I would agree with this. If you're in a place where you actually need to care about how accurately you're representing numbers with IEEE 754, you almost certainly should look at a precise numeric data type instead and should set aside IEEE 754 entirely. It's less common that we think that we need both the range of values that a float or double represent and need those values represented precisely enough to endure aggregation.

It would be nice to be able to give fewer digits to the exponent in a double, though. How often have I really needed 1e308 or 1e-324? How often have I even needed 1e38 or 1e-45? Then again, I don't remember how much precision we'd get back with more digits in the mantissa.
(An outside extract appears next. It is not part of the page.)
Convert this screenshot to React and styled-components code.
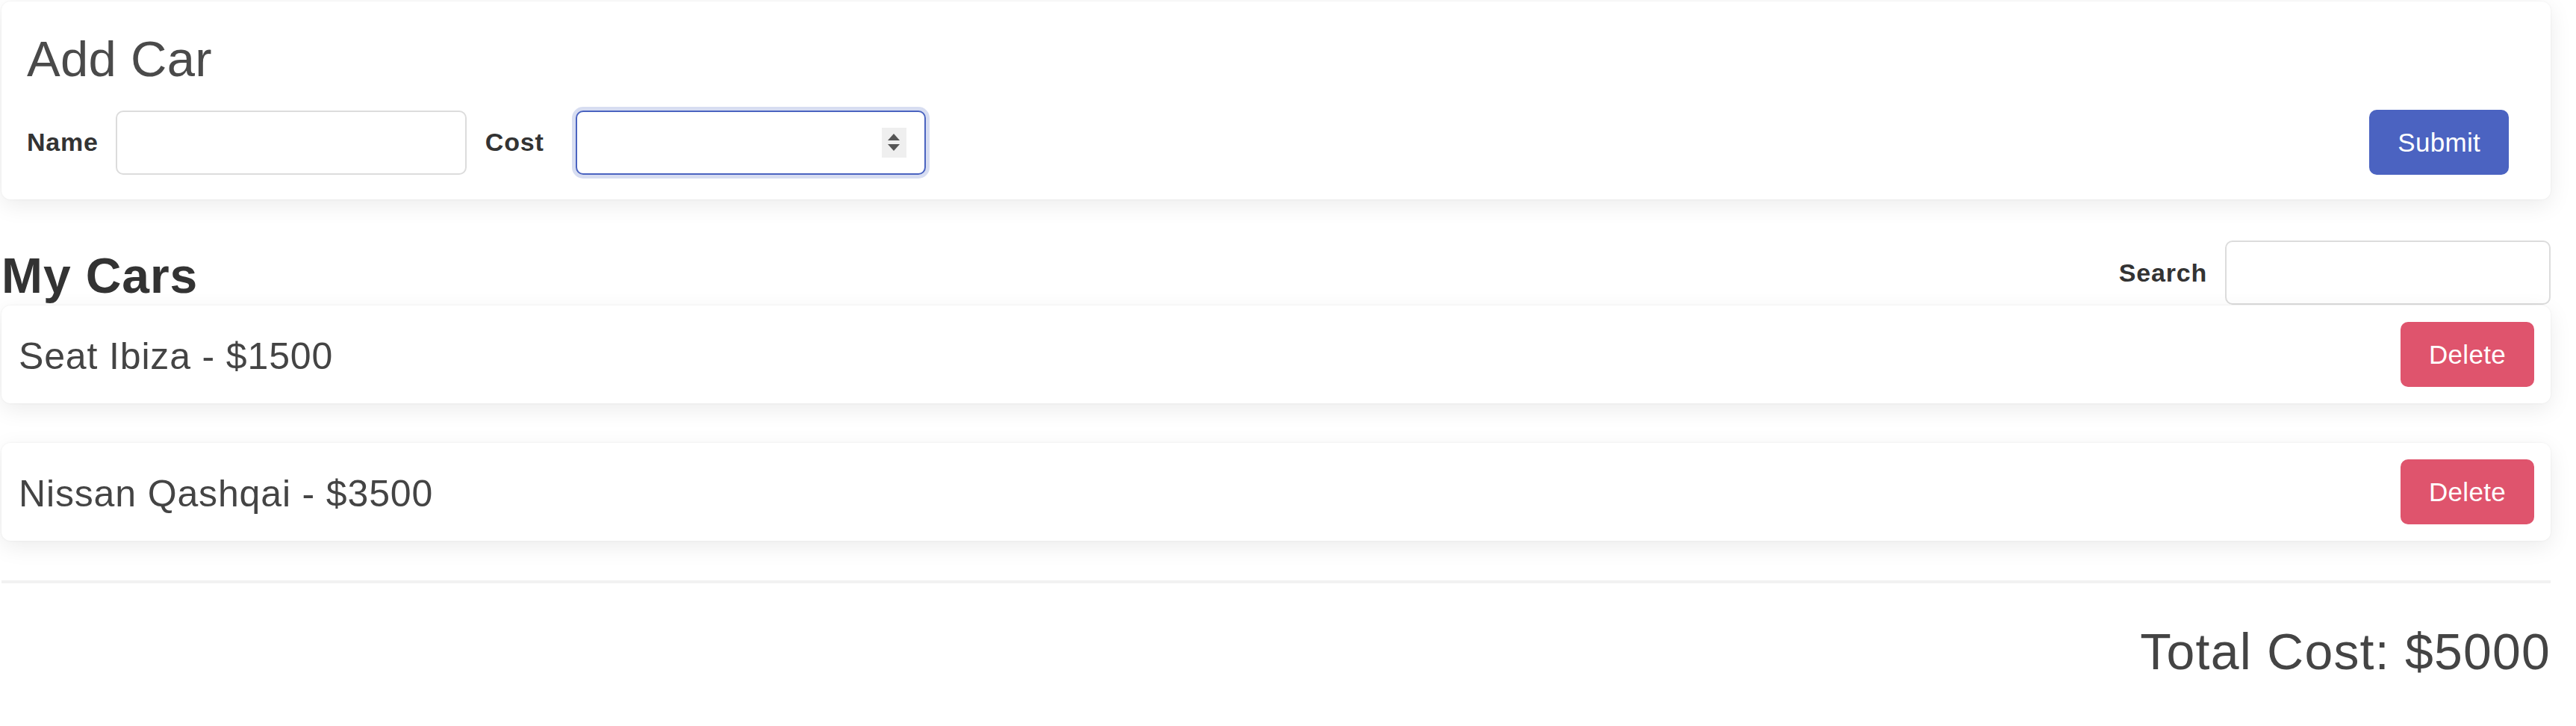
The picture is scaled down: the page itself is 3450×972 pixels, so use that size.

Precision is a really funny thing, too. Remember, pi to ~37 decimal places is precise enough to calculate the circumference of a circle of atoms (~10^-10 m) the size of the observable universe (~10^26 m), as at that point the primary source of imprecision is the fact that you used atoms to construct your circle.



> It would be nice to be able to give fewer digits to the exponent in a double, though. How often have I really needed 1e308 or 1e-324? How often have I even needed 1e38 or 1e-45? Then again, I don't remember how much precision we'd get back with more digits in the mantissa.

I'm not sure that helps. Going from 10^308 to 10^38, approximately, takes 3 bits from the 11-bit exponent and adds 3 bits to the 52-bit mantissa. This gives you _almost_ one extra decimal digit in your precision. It's not worth it, and if it is you certainly need a more special-purpose number type.